- Short task -
How many lines in the listing below include the word "styles"? Reply with the count alone.

- Data -
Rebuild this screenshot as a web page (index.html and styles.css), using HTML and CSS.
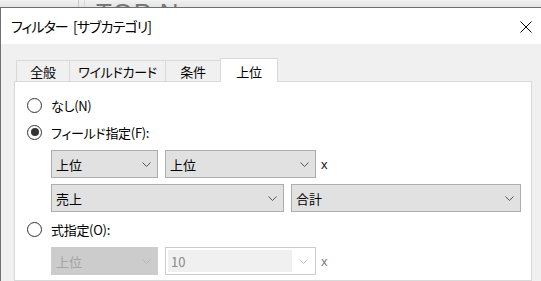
FILE: index.html
```html
<!DOCTYPE html>
<html lang="ja">
<head>
<meta charset="utf-8">
<link rel="stylesheet" href="styles.css">
</head>
<body>
<div class="desk">
  <div class="desk-gap"></div>
  <div class="desk-sep"></div>
  <div class="desk-title">TOP N</div>
</div>
<div class="dialog">
  <div class="titlebar">
    <span class="title">フィルター <span class="title-sub">[サブカテゴリ]</span></span>
    <svg class="close" width="12" height="12" viewBox="0 0 12 12"><path d="M0.5 0.5 L11.5 11.5 M11.5 0.5 L0.5 11.5" stroke="#000" stroke-width="1" fill="none"/></svg>
  </div>
  <div class="body">
    <div class="tabs">
      <div class="tab t1">全般</div>
      <div class="tab t2">ワイルドカード</div>
      <div class="tab t3">条件</div>
      <div class="tab active">上位</div>
    </div>
    <div class="panel">
      <div class="radio-row r1"><span class="radio"></span><span>なし(N)</span></div>
      <div class="radio-row r2"><span class="radio checked"></span><span>フィールド指定(F):</span></div>
      <div class="sel-row s1">
        <div class="select w-a"><span>上位</span><svg class="chev" width="9" height="5" viewBox="0 0 9 5"><polyline points="0.5,0.5 4.5,4.5 8.5,0.5" fill="none" stroke="#555" stroke-width="1"/></svg></div>
        <div class="select w-b"><span>上位</span><svg class="chev" width="9" height="5" viewBox="0 0 9 5"><polyline points="0.5,0.5 4.5,4.5 8.5,0.5" fill="none" stroke="#555" stroke-width="1"/></svg></div>
        <span class="x">x</span>
      </div>
      <div class="sel-row s2">
        <div class="select w-c"><span>売上</span><svg class="chev" width="9" height="5" viewBox="0 0 9 5"><polyline points="0.5,0.5 4.5,4.5 8.5,0.5" fill="none" stroke="#555" stroke-width="1"/></svg></div>
        <div class="select w-d"><span>合計</span><svg class="chev" width="9" height="5" viewBox="0 0 9 5"><polyline points="0.5,0.5 4.5,4.5 8.5,0.5" fill="none" stroke="#555" stroke-width="1"/></svg></div>
      </div>
      <div class="radio-row r3"><span class="radio"></span><span>式指定(O):</span></div>
      <div class="sel-row s3">
        <div class="select disabled w-a"><span>上位</span><svg class="chev" width="9" height="5" viewBox="0 0 9 5"><polyline points="0.5,0.5 4.5,4.5 8.5,0.5" fill="none" stroke="#b5b5b5" stroke-width="1"/></svg></div>
        <div class="combo w-b"><span class="field">10</span><svg class="chev" width="9" height="5" viewBox="0 0 9 5"><polyline points="0.5,0.5 4.5,4.5 8.5,0.5" fill="none" stroke="#c4c4c4" stroke-width="1"/></svg></div>
        <span class="x dis">x</span>
      </div>
    </div>
  </div>
</div>
</body>
</html>
```
FILE: styles.css
```css
* { box-sizing: border-box; }
html, body { margin: 0; padding: 0; }
body {
  width: 541px;
  height: 281px;
  overflow: hidden;
  background: #ebebeb;
  font-family: "Noto Sans CJK JP", "Noto Sans", sans-serif;
  font-feature-settings: "palt";
  color: #000;
}
.desk {
  height: 7px;
  overflow: hidden;
  display: flex;
  background: linear-gradient(#f2f2f2, #e4e4e4);
}
.desk-gap { width: 79px; border-right: 1px solid #c8c8c8; }
.desk-sep { width: 6px; border-right: 1px solid #d6d6d6; }
.desk-title {
  height: 7px;
  overflow: hidden;
  padding-left: 11px;
  font-family: "Liberation Sans", sans-serif;
  font-size: 26px;
  line-height: 26px;
  color: #777;
  letter-spacing: 1px;
}
.dialog {
  border-top: 1px solid #6f6f6f;
  border-left: 1px solid #707070;
  height: 274px;
  overflow: hidden;
  background: #f0f0f0;
}
.titlebar {
  height: 36px;
  background: #fff;
  display: flex;
  align-items: center;
  justify-content: space-between;
  padding: 0 9px 0 10px;
}
.title { font-size: 14px; letter-spacing: -0.9px; white-space: nowrap; }
.title-sub { margin-left: 3px; }
.close { display: block; margin-top: 1px; }
.body { padding: 14px 0 0 13px; }
.tabs {
  display: flex;
  align-items: flex-end;
  height: 23px;
  padding-left: 2px;
  position: relative;
  z-index: 1;
}
.tab {
  height: 21px;
  border: 1px solid #d9d9d9;
  border-bottom: none;
  margin-right: -1px;
  font-size: 13px;
  letter-spacing: -0.3px;
  display: flex;
  align-items: center;
  justify-content: center;
  background: #f0f0f0;
}
.t1 { width: 54px; }
.t2 { width: 97px; }
.t3 { width: 56px; }
.tab.active {
  width: 58px;
  height: 24px;
  margin-bottom: -1px;
  background: #fff;
  padding-top: 2px;
}
.panel {
  width: 518px;
  height: 200px;
  background: #fff;
  border: 1px solid #d9d9d9;
  padding: 13px 0 0 12px;
  font-size: 13px;
}
.radio-row {
  height: 20px;
  display: flex;
  align-items: center;
  letter-spacing: -0.3px;
}
.radio {
  width: 15px;
  height: 15px;
  border: 1px solid #333;
  border-radius: 50%;
  margin-right: 9px;
  display: flex;
  align-items: center;
  justify-content: center;
}
.radio.checked::after {
  content: "";
  width: 8px;
  height: 8px;
  border-radius: 50%;
  background: #333;
}
.r2 { margin-top: 7px; }
.sel-row {
  display: flex;
  align-items: center;
  gap: 7px;
  margin-left: 24px;
  height: 28px;
}
.s1 { margin-top: 8px; }
.s2 { margin-top: 6px; }
.r3 { margin-top: 7px; }
.s3 { margin-top: 8px; }
.select {
  height: 28px;
  background: #e1e1e1;
  border: 1px solid #adadad;
  display: flex;
  align-items: center;
  justify-content: space-between;
  padding: 0 6px 0 4px;
}
.select.disabled {
  background: #cccccc;
  border-color: #cccccc;
  color: #a3a3a3;
}
.w-a { width: 107px; }
.w-b { width: 151px; }
.w-c { width: 233px; }
.w-d { width: 230px; }
.chev { display: block; }
.combo {
  height: 28px;
  background: #fff;
  border: 1px solid #cccccc;
  display: flex;
  align-items: center;
  padding: 2px 7px 2px 2px;
  justify-content: space-between;
}
.field {
  width: 124px;
  height: 22px;
  background: #f0f0f0;
  color: #8a8a8a;
  display: flex;
  align-items: center;
  padding-left: 3px;
}
.x { font-size: 13px; color: #111; font-family: "Liberation Sans", sans-serif; margin-left: -2px; }
.x.dis { color: #7a7a8a; }
```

- Answer to this task -
3